▼
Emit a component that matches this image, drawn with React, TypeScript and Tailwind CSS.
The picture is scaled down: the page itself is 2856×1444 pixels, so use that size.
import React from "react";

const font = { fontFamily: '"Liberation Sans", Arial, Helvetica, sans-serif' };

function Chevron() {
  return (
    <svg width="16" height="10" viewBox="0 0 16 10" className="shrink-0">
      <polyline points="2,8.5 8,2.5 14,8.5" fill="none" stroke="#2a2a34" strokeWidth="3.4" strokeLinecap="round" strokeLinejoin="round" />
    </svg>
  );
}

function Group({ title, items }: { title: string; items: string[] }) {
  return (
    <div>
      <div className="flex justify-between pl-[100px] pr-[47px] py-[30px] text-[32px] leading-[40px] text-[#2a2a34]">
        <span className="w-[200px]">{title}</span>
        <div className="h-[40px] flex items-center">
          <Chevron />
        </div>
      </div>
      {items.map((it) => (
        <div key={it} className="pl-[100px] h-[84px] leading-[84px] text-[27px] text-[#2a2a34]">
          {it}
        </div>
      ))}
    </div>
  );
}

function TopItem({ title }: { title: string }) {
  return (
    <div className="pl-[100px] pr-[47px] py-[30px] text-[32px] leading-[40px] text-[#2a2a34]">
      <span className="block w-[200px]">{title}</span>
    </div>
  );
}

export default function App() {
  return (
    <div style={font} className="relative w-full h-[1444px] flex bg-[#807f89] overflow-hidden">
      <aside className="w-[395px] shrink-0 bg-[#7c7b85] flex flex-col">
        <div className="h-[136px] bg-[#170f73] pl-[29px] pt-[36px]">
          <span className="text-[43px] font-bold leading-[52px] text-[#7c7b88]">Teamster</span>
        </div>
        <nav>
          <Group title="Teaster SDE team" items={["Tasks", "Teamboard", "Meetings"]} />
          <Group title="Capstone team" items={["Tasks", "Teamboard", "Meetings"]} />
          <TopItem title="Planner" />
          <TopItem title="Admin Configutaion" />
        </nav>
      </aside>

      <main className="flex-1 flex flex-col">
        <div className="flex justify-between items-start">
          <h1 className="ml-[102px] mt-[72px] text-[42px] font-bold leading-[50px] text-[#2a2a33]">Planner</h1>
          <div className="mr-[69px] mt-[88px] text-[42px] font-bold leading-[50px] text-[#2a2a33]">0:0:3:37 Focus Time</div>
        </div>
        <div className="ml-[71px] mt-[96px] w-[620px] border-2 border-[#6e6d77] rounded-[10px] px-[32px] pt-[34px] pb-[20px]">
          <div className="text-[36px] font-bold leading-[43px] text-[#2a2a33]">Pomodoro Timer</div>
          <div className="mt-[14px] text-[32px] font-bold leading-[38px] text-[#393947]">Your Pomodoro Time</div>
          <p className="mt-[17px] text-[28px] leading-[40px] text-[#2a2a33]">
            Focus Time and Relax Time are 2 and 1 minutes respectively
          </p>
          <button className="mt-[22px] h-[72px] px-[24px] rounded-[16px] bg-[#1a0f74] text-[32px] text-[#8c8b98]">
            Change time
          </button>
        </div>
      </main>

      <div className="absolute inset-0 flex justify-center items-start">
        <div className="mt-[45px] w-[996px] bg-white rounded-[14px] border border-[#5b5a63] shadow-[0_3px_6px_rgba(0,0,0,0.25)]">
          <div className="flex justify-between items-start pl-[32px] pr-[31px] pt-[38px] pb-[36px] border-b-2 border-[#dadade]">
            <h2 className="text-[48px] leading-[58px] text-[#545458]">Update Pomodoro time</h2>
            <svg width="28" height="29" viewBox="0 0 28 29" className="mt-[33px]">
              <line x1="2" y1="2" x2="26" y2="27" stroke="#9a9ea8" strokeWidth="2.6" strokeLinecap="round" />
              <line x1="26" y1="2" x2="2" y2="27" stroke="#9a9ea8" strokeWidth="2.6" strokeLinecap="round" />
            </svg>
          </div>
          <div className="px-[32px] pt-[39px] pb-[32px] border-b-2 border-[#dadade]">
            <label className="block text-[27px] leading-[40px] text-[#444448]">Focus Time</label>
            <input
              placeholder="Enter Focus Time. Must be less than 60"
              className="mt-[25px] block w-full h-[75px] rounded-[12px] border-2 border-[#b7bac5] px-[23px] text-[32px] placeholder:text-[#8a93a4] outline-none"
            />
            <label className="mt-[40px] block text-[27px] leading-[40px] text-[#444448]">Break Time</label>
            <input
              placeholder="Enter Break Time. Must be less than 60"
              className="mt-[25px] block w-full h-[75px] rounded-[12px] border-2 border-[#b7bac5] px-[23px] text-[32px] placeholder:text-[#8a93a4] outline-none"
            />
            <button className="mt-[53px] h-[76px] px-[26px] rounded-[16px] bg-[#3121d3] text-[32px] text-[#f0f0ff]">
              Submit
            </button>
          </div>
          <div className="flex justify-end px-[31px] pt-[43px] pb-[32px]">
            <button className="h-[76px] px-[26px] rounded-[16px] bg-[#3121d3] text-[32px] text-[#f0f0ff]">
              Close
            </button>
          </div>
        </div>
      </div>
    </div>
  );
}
▲
_EXERCISE REQUIREMENTS:_ Your output must be the lines of the material above, from the first through the line that contains "Arial, Helvetica, sans-serif'", copied exactly. Include both endpoints and nothing else.

_REPLY TO THE EXERCISE:_
Emit a component that matches this image, drawn with React, TypeScript and Tailwind CSS.
The picture is scaled down: the page itself is 2856×1444 pixels, so use that size.
import React from "react";

const font = { fontFamily: '"Liberation Sans", Arial, Helvetica, sans-serif' };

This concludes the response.